Mężczyzna przyznał się do dokonania rozboju na stacji benzynowej, ale policjanci ustalili, że odpowiada także za podobne przestępstwo, którego dopuścił się 22 listopada w innej miejscowości na terenie powiatu krakowskiego. Wówczas, zastraszając obsługę przedmiotem przypominającym broń palną, skradł prawie 1500 złotych. Przed napaścią również napełnił kanister benzyną, wartą 140 złotych, który wychodząc, zabrał ze sobą.
Dodatkowo podczas przeszukania posesji, na której 34-latek zamieszkiwał wraz z innymi osobami policjanci zabezpieczyli ponad 705 gramów mefedronu i 24 gramy marihuany. Znaleźli też dwa przedmioty przypominające broń palną. W trakcie dalszych czynności kryminalni ustalili, że narkotyki należą do 44-latka, będącego współlokatorem sprawcy napadów. Mężczyzna ten również został zatrzymany.

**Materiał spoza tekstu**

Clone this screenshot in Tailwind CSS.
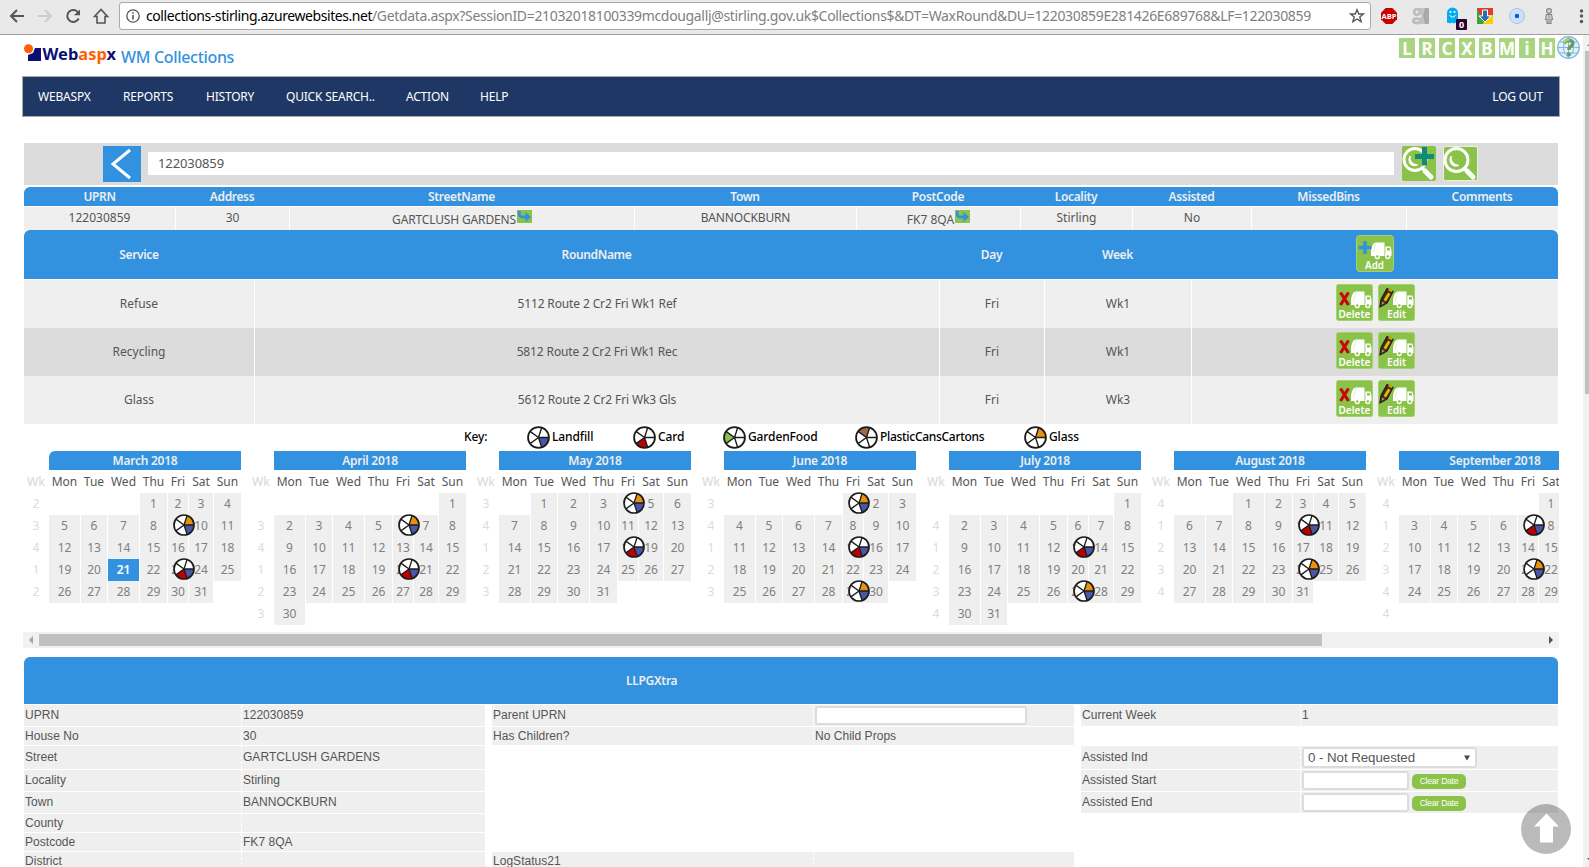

Napadł na stację benzynową, teraz grozi mu 20 lat więzienia
34-latkowi prokurator postawił zarzuty dokonania rozboju na dwóch stacjach benzynowych, za co grozi mu nawet 20 lat więzienia. Decyzją sądu został on tymczasowo aresztowany na trzy miesiące.
Współlokator usłyszał zarzut posiadania znacznych ilości narkotyków, za co grozi mu do 10 lat więzienia. Wobec niego prokurator zastosował środki zapobiegawcze w postaci policyjnego dozoru i poręczenia majątkowego.
Zabezpieczone jednostki broni śledczy przekazali do badań biegłemu z zakresu balistyki, celem wydania opinii, czy wymagają zezwolenia. W przypadku kiedy okaże się, że takiego zezwolenia wymagają, to 34-latek usłyszy kolejny zarzut nielegalnego posiadania broni - zaznaczyła przedstawicielka KWP w Krakowie.